Might Bill O’Reilly follow former Fox boss Roger Ailes, other media celebs to Palm Beach?


Now that conservative firebrand Bill O’Reilly has left Fox News amid a sexual-harassment scandal — and with what CNNMoney speculates is a payout worth “tens of millions of dollars” — many Palm Beach real estate agents would no doubt be happy to help him find a home to buy with that cash.

And if he did buy a home here and homesteaded it as his primary residence, Florida law likely would protect it from liens that might otherwise result from court judgments arising from new so-called “third-party” civil lawsuits brought against him. A number of female co-workers have claimed O’Reilly sexually harassed them, according to an investigation published earlier this month by The New York TimesHe has denied any wrongdoing.

Palm Beach is already home to O’Reilly’s former boss, Roger Ailes, who left his position in July as CEO of 21st Century Fox in the wake of fallout from a sexual-harassment lawsuit filed two weeks prior by former Fox anchor Gretchen Carlson. Her suit alleged that Ailes had harassed her during her time at the network, charges that he denied. Other women, including former anchor Megyn Kelly, made similar claims, also denied by Ailes.

Lien protection

In September, Ailes used a trust to pay $36 million for a new beachfront house at 6 Ocean Lane after leaving the network with a settlement reported to be more than $40 million.

Ailes has already filed court documents declaring that the house is his “permanent domicile,” although it’s unclear from property records whether he will seek a homestead exemption.

“When it comes to your homestead, Florida law protects your (primary) home from judgments for third-parties (in most lawsuits),” said Palm Beach real estate attorney Guy Rabideau, noting that the protection does not apply to liens filed by the IRS or contractors who have done work on the house.

Florida law also protects a spouse who jointly owns a home here from liens against that property stemming from judgments filed against his or her spouse, Rabideau said. Such ownership as “tenants by the entirety” wouldn’t apply, however, to O’Reilly, who is divorced.
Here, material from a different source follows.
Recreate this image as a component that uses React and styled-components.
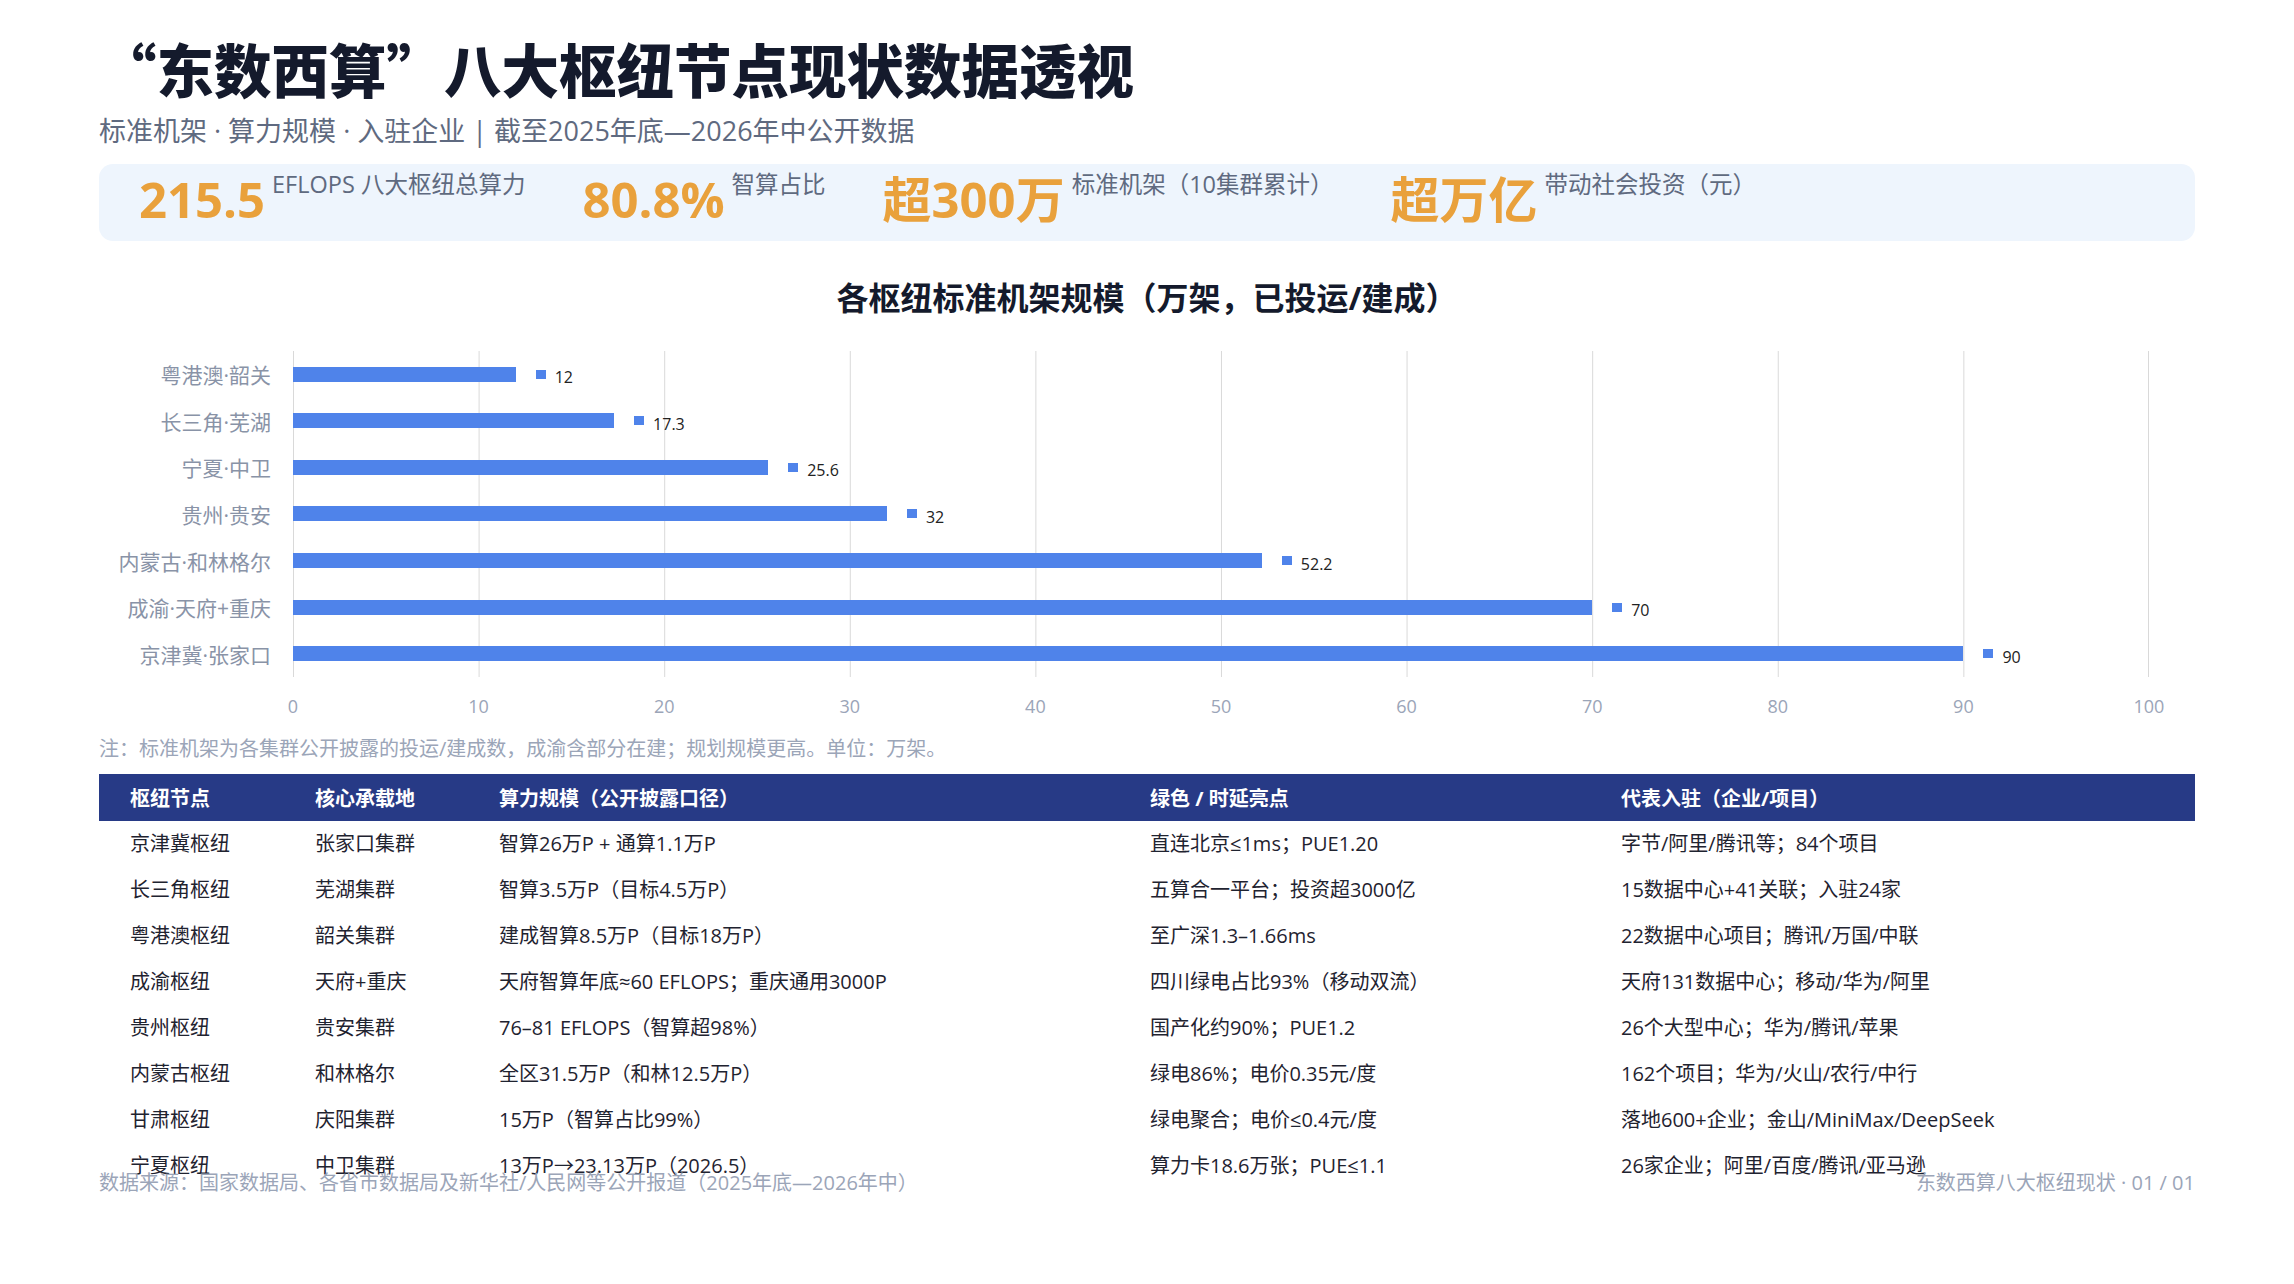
import React from 'react';
import styled, { createGlobalStyle } from 'styled-components';

const GlobalStyle = createGlobalStyle`
  html, body {
    margin: 0;
    padding: 0;
    background: #ffffff;
  }
  body {
    font-family: "Open Sans", "Noto Sans CJK SC", sans-serif;
    color: #1f2330;
  }
`;

const kpis = [
  { value: '215.5', label: 'EFLOPS 八大枢纽总算力' },
  { value: '80.8%', label: '智算占比' },
  { value: '超300万', label: '标准机架（10集群累计）' },
  { value: '超万亿', label: '带动社会投资（元）' },
];

const racks = [
  { name: '粤港澳·韶关', value: 12 },
  { name: '长三角·芜湖', value: 17.3 },
  { name: '宁夏·中卫', value: 25.6 },
  { name: '贵州·贵安', value: 32 },
  { name: '内蒙古·和林格尔', value: 52.2 },
  { name: '成渝·天府+重庆', value: 70 },
  { name: '京津冀·张家口', value: 90 },
];

const ticks = [0, 10, 20, 30, 40, 50, 60, 70, 80, 90, 100];

const columns = [
  { title: '枢纽节点', width: 185 },
  { title: '核心承载地', width: 184 },
  { title: '算力规模（公开披露口径）', width: 651 },
  { title: '绿色 / 时延亮点', width: 471 },
  { title: '代表入驻（企业/项目）', width: 'auto' },
];

const hubs = [
  ['京津冀枢纽', '张家口集群', '智算26万P + 通算1.1万P', '直连北京≤1ms；PUE1.20', '字节/阿里/腾讯等；84个项目'],
  ['长三角枢纽', '芜湖集群', '智算3.5万P（目标4.5万P）', '五算合一平台；投资超3000亿', '15数据中心+41关联；入驻24家'],
  ['粤港澳枢纽', '韶关集群', '建成智算8.5万P（目标18万P）', '至广深1.3–1.66ms', '22数据中心项目；腾讯/万国/中联'],
  ['成渝枢纽', '天府+重庆', '天府智算年底≈60 EFLOPS；重庆通用3000P', '四川绿电占比93%（移动双流）', '天府131数据中心；移动/华为/阿里'],
  ['贵州枢纽', '贵安集群', '76–81 EFLOPS（智算超98%）', '国产化约90%；PUE1.2', '26个大型中心；华为/腾讯/苹果'],
  ['内蒙古枢纽', '和林格尔', '全区31.5万P（和林12.5万P）', '绿电86%；电价0.35元/度', '162个项目；华为/火山/农行/中行'],
  ['甘肃枢纽', '庆阳集群', '15万P（智算占比99%）', '绿电聚合；电价≤0.4元/度', '落地600+企业；金山/MiniMax/DeepSeek'],
  ['宁夏枢纽', '中卫集群', '13万P→23.13万P（2026.5）', '算力卡18.6万张；PUE≤1.1', '26家企业；阿里/百度/腾讯/亚马逊'],
];

const Slide = styled.div`
  width: 2294px;
  height: 1284px;
  box-sizing: border-box;
  padding: 34px 99px 87px;
  display: flex;
  flex-direction: column;
`;

const Main = styled.main`
  flex: 1;
  min-height: 0;
`;

const Title = styled.h1`
  margin: 0;
  font-family: "Noto Sans CJK SC", sans-serif;
  font-size: 57.5px;
  line-height: 68px;
  font-weight: 900;
  color: #141a2c;
`;

const Subtitle = styled.p`
  margin: 12px 0 0;
  font-size: 27px;
  line-height: 34px;
  color: #5f6a80;
`;

const KpiBand = styled.section`
  margin-top: 16px;
  height: 77px;
  box-sizing: border-box;
  padding: 5px 40px 0;
  background: #eef5fd;
  border-radius: 14px;
  display: flex;
  align-items: flex-start;
  gap: 57px;
`;

const Kpi = styled.div`
  display: flex;
  align-items: flex-start;
  gap: 7px;
`;

const KpiValue = styled.span`
  font-size: 49px;
  line-height: 60px;
  font-weight: 700;
  color: #e9a13c;
`;

const KpiLabel = styled.span`
  font-size: 23.5px;
  line-height: 30px;
  color: #5f6a80;
`;

const ChartTitle = styled.h2`
  margin: 37px 0 0;
  font-size: 32px;
  line-height: 40px;
  font-weight: 700;
  text-align: center;
  color: #141a2c;
`;

const ChartGrid = styled.div`
  margin-top: 33px;
  padding-right: 46px;
  display: grid;
  grid-template-columns: 172px 1fr;
  column-gap: 22px;
`;

const Categories = styled.div`
  height: 326px;
  display: grid;
  grid-template-rows: repeat(7, 1fr);
`;

const Category = styled.div`
  display: flex;
  align-items: center;
  justify-content: flex-end;
  font-size: 21px;
  color: #8993a7;
  white-space: nowrap;
`;

const Plot = styled.div`
  height: 326px;
  display: grid;
  grid-template-rows: repeat(7, 1fr);
  background-image:
    linear-gradient(to left, #d9d9d9 1px, transparent 1px),
    linear-gradient(to right, #d9d9d9 1px, transparent 1px);
  background-size: 100% 100%, 10% 100%;
  background-repeat: no-repeat, repeat-x;
`;

const BarRow = styled.div`
  display: flex;
  align-items: center;
`;

const Bar = styled.div`
  flex-shrink: 0;
  height: 15px;
  background: #4f83ea;
`;

const Marker = styled.span`
  flex-shrink: 0;
  width: 10px;
  height: 9px;
  margin: 0 9px 0 20px;
  background: #4f83ea;
`;

const BarValue = styled.span`
  font-size: 16px;
  line-height: 20px;
  margin-top: 6px;
  color: #222222;
`;

const Ticks = styled.div`
  grid-column: 2;
  margin: 16px 0 0 -5%;
  width: 110%;
  display: grid;
  grid-template-columns: repeat(11, 1fr);
`;

const Tick = styled.span`
  text-align: center;
  font-size: 18px;
  line-height: 26px;
  color: #9ba5b8;
`;

const Note = styled.p`
  margin: 16px 0 0;
  font-size: 20px;
  line-height: 28px;
  color: #9ba5b8;
`;

const Table = styled.table`
  margin-top: 11px;
  width: 100%;
  border-collapse: collapse;
  table-layout: fixed;
`;

const HeadCell = styled.th`
  width: ${(p) => (typeof p.$w === 'number' ? `${p.$w}px` : p.$w)};
  height: 47px;
  padding: 0 0 0 31px;
  box-sizing: border-box;
  background: #273a86;
  color: #ffffff;
  font-size: 20px;
  font-weight: 700;
  text-align: left;
  white-space: nowrap;
`;

const Cell = styled.td`
  box-sizing: border-box;
  height: 46px;
  padding: 0 0 3px 31px;
  font-size: 20px;
  color: #1f2330;
  white-space: nowrap;
  vertical-align: middle;
`;

const Footer = styled.footer`
  display: flex;
  justify-content: space-between;
  font-size: 20px;
  line-height: 28px;
  color: #9ba5b8;
`;

export default function App() {
  return (
    <>
      <GlobalStyle />
      <Slide lang="zh-CN">
        <Main>
          <Title>“东数西算”八大枢纽节点现状数据透视</Title>
          <Subtitle>标准机架 · 算力规模 · 入驻企业 | 截至2025年底—2026年中公开数据</Subtitle>

          <KpiBand>
            {kpis.map((k) => (
              <Kpi key={k.label}>
                <KpiValue>{k.value}</KpiValue>
                <KpiLabel>{k.label}</KpiLabel>
              </Kpi>
            ))}
          </KpiBand>

          <ChartTitle>各枢纽标准机架规模（万架，已投运/建成）</ChartTitle>
          <ChartGrid>
            <Categories>
              {racks.map((r) => (
                <Category key={r.name}>{r.name}</Category>
              ))}
            </Categories>
            <Plot>
              {racks.map((r) => (
                <BarRow key={r.name}>
                  <Bar style={{ width: `${r.value}%` }} />
                  <Marker />
                  <BarValue>{r.value}</BarValue>
                </BarRow>
              ))}
            </Plot>
            <Ticks>
              {ticks.map((t) => (
                <Tick key={t}>{t}</Tick>
              ))}
            </Ticks>
          </ChartGrid>

          <Note>注：标准机架为各集群公开披露的投运/建成数，成渝含部分在建；规划规模更高。单位：万架。</Note>

          <Table>
            <thead>
              <tr>
                {columns.map((c) => (
                  <HeadCell key={c.title} $w={c.width}>{c.title}</HeadCell>
                ))}
              </tr>
            </thead>
            <tbody>
              {hubs.map((row) => (
                <tr key={row[0]}>
                  {row.map((cell, i) => (
                    <Cell key={i}>{cell}</Cell>
                  ))}
                </tr>
              ))}
            </tbody>
          </Table>
        </Main>

        <Footer>
          <span>数据来源：国家数据局、各省市数据局及新华社/人民网等公开报道（2025年底—2026年中）</span>
          <span>东数西算八大枢纽现状 · 01 / 01</span>
        </Footer>
      </Slide>
    </>
  );
}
Limbaugh, Coulter as neighbors?

Regarding O’Reilly’s departure from Fox, neither the company nor O’Reilly’s representatives have acknowledged that a payout was part of his departure, CNN is reporting. “A confidentiality agreement limits what the two sides can say,” according to a CNN report by Brian Stelter of CNN Money.

If O’Reilly did decide to buy a home in Palm Beach, he would be neighbors with Rush Limbaugh and Ann Coulter, two other media personalities whose careers were built on espousing conservative – and often controversial – viewpoints, sometimes on Fox News programs.

He also wouldn’t be far from the Estate Section home of bestselling author James Patterson, with whom O’Reilly wrote the recently released children’s book Give Please a Chance, and radio shock-talk personality Howard Stern.

Stern, Limbaugh and Coulter all have homes on the North End. Patterson and Limbaugh have their properties homesteaded in the Palm Beach County tax rolls.

Homestead rules

Unlike many other states, Florida doesn’t require a homeowner to reside here for a certain number of days each year to qualify for residency.

As defined by the state, a property owner’s permanent residence is the address listed on his or her voter’s registration card, driver’s license or other official identification, as well as the place where the owner’s cars are registered and income tax is filed.

Florida’s homestead rules are complex but generally place a cap on increases of a homesteaded property’s assessed-valuation for property-tax purposes. The exemption limits future increases in assessed value to 3 percent or less a year or the amount of change in the consumer price index, whichever is lower. For non-homesteaded properties, the annual increase in assessed value is capped at 10 percent.

The exemption also applies an automatic $50,000 deduction to a property’s assessed value.

Homesteading is not allowed for residents who have been granted a similar benefit in another county, state or country. Non-homesteaded properties include second — or third or fourth — homes, rental properties, vacation homes and vacant land.